The concert hall has the feel of a cathedral, so when we hear the voice of soprano Marivi Blasco, I spend some time speculating on where that voice is coming from, and when it’s answered by Tunisian singer Ghalia Benali, I find myself glancing heavenwards and…there they are, face to face, in a theater box high up. Seeking out similarities between cultures.
Fahmi is one of the great interpreters of the violin, and his way of understanding “historic music” is with vast imagination, so you feel like you’re in the movie “Back to the Future”, about to sing Johnny be Good to Chuck Berry. So rev up the flux capacitor and let’s head for the expulsion of the Moors from Granada (1492) when they took refuge with their songs and their culture in the Alpujarra mountains.
What has this all got to do with flamenco? That’s what the purists are wondering, and we answer them with more questions: “Who are we? Where do we come from? Where are we going?” Spain’s Reconquest resulted in the expulsion of Moors and Jews (1492), followed years later by that of the converted Moslems (1609/1613) which is as if we were now to kick out the supporters of Barça and Real Madrid and nationalize Amazon (and don’t forget the attempt to expel and/or exterminate the gypsies with the Great Raid of 1749).

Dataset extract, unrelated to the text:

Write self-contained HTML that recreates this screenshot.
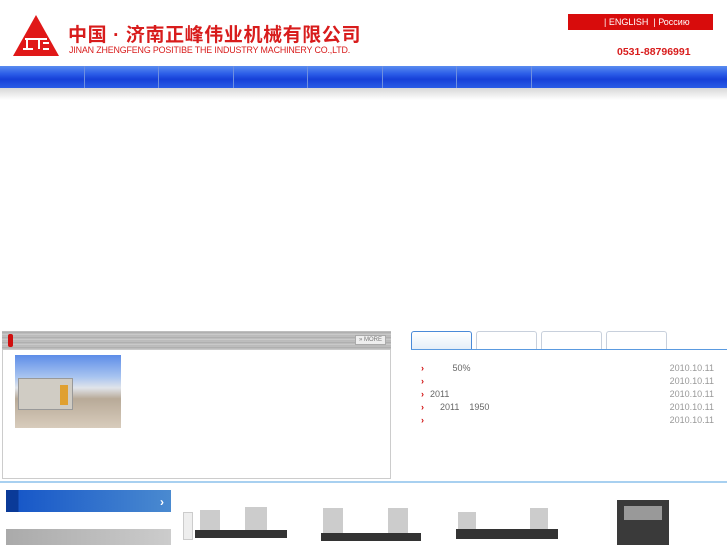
<!DOCTYPE html>
<html><head><meta charset="utf-8"><style>
*{margin:0;padding:0;box-sizing:border-box}
body{width:727px;height:545px;overflow:hidden;background:#fff;font-family:"Liberation Sans","Noto Sans CJK SC",sans-serif;position:relative}
.a{position:absolute}
.nav{left:0;top:66px;width:727px;height:22px;background:linear-gradient(#5a8cf0 0%,#2c5ee8 35%,#1640d8 60%,#2a5ce6 100%)}
.sep{top:66px;width:1px;height:22px;background:#6e8fe0}
.shadow{left:0;top:88px;width:727px;height:12px;background:linear-gradient(#d8d8d8,#fff)}
.row{font-size:9px;color:#666;left:421px;width:293px;height:12px}
.row b{color:#d01010;font-weight:bold;margin-right:6px}
.row span{position:absolute;right:0;color:#999}
.tab{top:331px;width:61px;height:19px;border:1px solid #c8d0dc;border-bottom:none;border-radius:3px 3px 0 0;background:#fff}
.m{background:#333}
</style></head><body>
<svg class="a" style="left:13px;top:15px" width="46" height="41" viewBox="0 0 46 41"><polygon points="23,0 46,41 0,41" fill="#e01818"/><path d="M12 24h22M14 24v10h6M26 24v10M30 28h6M30 34h6M14 34h-4" stroke="#fff" stroke-width="2" fill="none"/></svg>
<div class="a" style="left:68px;top:20px;font-size:19px;font-weight:bold;color:#d81c1c;letter-spacing:0.6px;white-space:nowrap">中国 · 济南正峰伟业机械有限公司</div>
<div class="a" style="left:69px;top:45px;font-size:8.9px;color:#d81c1c;white-space:nowrap;letter-spacing:-0.15px">JINAN ZHENGFENG POSITIBE THE INDUSTRY MACHINERY CO.,LTD.</div>
<div class="a" style="left:568px;top:14px;width:145px;height:16px;background:#d80c0c;color:#fff;font-size:9px;line-height:16px;padding-left:36px;white-space:nowrap">| ENGLISH&nbsp; | Россию</div>
<div class="a" style="left:617px;top:46px;font-size:10.5px;font-weight:bold;color:#d81c1c">0531-88796991</div>
<div class="a nav"></div>
<div class="a sep" style="left:84px"></div><div class="a sep" style="left:158px"></div><div class="a sep" style="left:233px"></div><div class="a sep" style="left:307px"></div><div class="a sep" style="left:382px"></div><div class="a sep" style="left:456px"></div><div class="a sep" style="left:531px"></div>
<div class="a shadow"></div>
<div class="a" style="left:2px;top:331px;width:389px;height:148px;border:1px solid #ccc"></div>
<div class="a" style="left:2px;top:331px;width:389px;height:19px;background:repeating-linear-gradient(#c4c4c4 0,#a8a8a8 2px,#d0d0d0 3px,#b4b4b4 5px)"></div>
<div class="a" style="left:8px;top:334px;width:5px;height:13px;background:#d01010;border-radius:2px"></div>
<div class="a" style="left:355px;top:335px;width:31px;height:10px;background:#eee;border:1px solid #aaa;font-size:6px;color:#777;line-height:8px;text-align:center">» MORE</div>
<div class="a" style="left:15px;top:355px;width:106px;height:73px;background:linear-gradient(#5d8de8 0%,#a8c4f0 30%,#e0e4ea 45%,#b8aa98 60%,#d8ccbc 100%)"></div>
<div class="a" style="left:18px;top:378px;width:55px;height:32px;background:#d0ccc4;border:1px solid #999"></div>
<div class="a" style="left:60px;top:385px;width:8px;height:20px;background:#e0a030"></div>
<div class="a tab" style="left:411px;border-color:#4a8ad8;background:linear-gradient(#fff,#e4eef8)"></div>
<div class="a tab" style="left:476px"></div><div class="a tab" style="left:541px"></div><div class="a tab" style="left:606px"></div>
<div class="a" style="left:411px;top:349px;width:316px;height:1px;background:#5a9ae0"></div>
<div class="a row" style="top:363px"><b>›</b>&nbsp;&nbsp;&nbsp;&nbsp;&nbsp;&nbsp;&nbsp;&nbsp; 50%<span>2010.10.11</span></div>
<div class="a row" style="top:376px"><b>›</b><span>2010.10.11</span></div>
<div class="a row" style="top:389px"><b>›</b>2011<span>2010.10.11</span></div>
<div class="a row" style="top:402px"><b>›</b>&nbsp;&nbsp;&nbsp; 2011 &nbsp;&nbsp; 1950<span>2010.10.11</span></div>
<div class="a row" style="top:415px"><b>›</b><span>2010.10.11</span></div>
<div class="a" style="left:0;top:481px;width:727px;height:2px;background:#a8d0f0"></div>
<div class="a" style="left:6px;top:490px;width:165px;height:22px;background:linear-gradient(90deg,#0a3a98 0,#0a3a98 12px,#1858c8 13px,#4a8ad0 100%)"></div>
<div class="a" style="left:160px;top:495px;color:#fff;font-size:12px;font-weight:bold">›</div>
<div class="a" style="left:6px;top:529px;width:165px;height:16px;background:linear-gradient(90deg,#aaa,#ccc)"></div>
<div class="a" style="left:183px;top:512px;width:10px;height:28px;background:#eee;border:1px solid #ccc"></div>
<div class="a" style="left:200px;top:510px;width:20px;height:22px;background:#ccc"></div>
<div class="a" style="left:245px;top:507px;width:22px;height:25px;background:#ccc"></div>
<div class="a m" style="left:195px;top:530px;width:92px;height:8px"></div>
<div class="a" style="left:323px;top:508px;width:20px;height:25px;background:#ccc"></div>
<div class="a" style="left:388px;top:508px;width:20px;height:25px;background:#ccc"></div>
<div class="a m" style="left:321px;top:533px;width:100px;height:8px"></div>
<div class="a" style="left:458px;top:512px;width:18px;height:18px;background:#ccc"></div>
<div class="a" style="left:530px;top:508px;width:18px;height:25px;background:#ccc"></div>
<div class="a m" style="left:456px;top:529px;width:102px;height:10px"></div>
<div class="a m" style="left:617px;top:500px;width:52px;height:45px;background:#3a3a3a"></div>
<div class="a" style="left:624px;top:506px;width:38px;height:14px;background:#999"></div>
</body></html>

Let’s get back to the music, because after a long suite in which we heard the equivalent of Moors and Christians, the music itself gradually took over the musicians, even moving into a state of trance, especially thanks to Ghalia Benali who began to whirl like a Dervish possessed by the best spirits in history, and that’s when the magic of Ziryab (789 Mosul/857 Cordoba) the patriarch of guitarists in the hands of the setar with the entire group finding a very contemporary groove, the sufi music appeared and the poems of Ibn Arabi (Murcia 1165/Damascus 1240) and the kind of things we ought to be hearing in history class. The group’s impact is so powerful that it cannot help but influence the world of flamenco, although it might only be to transmit that feeling of joy and freedom. In actual fact it’s a lesson in pleasure and beauty.
And once again the Dutch audience gave a standing ovation with wild applause, and as you leave the theater they offer you a glass of wine (or juice) and a crowd of people remain, enjoying the memory of the concert. Afterwards, a flamenco couple fills in the wait for an encounter with the artists in which Ghalia Benali reveals that in addition to a poem of Ibn Arabi, she sang that of a contemporary poet, a refugee from the here and now.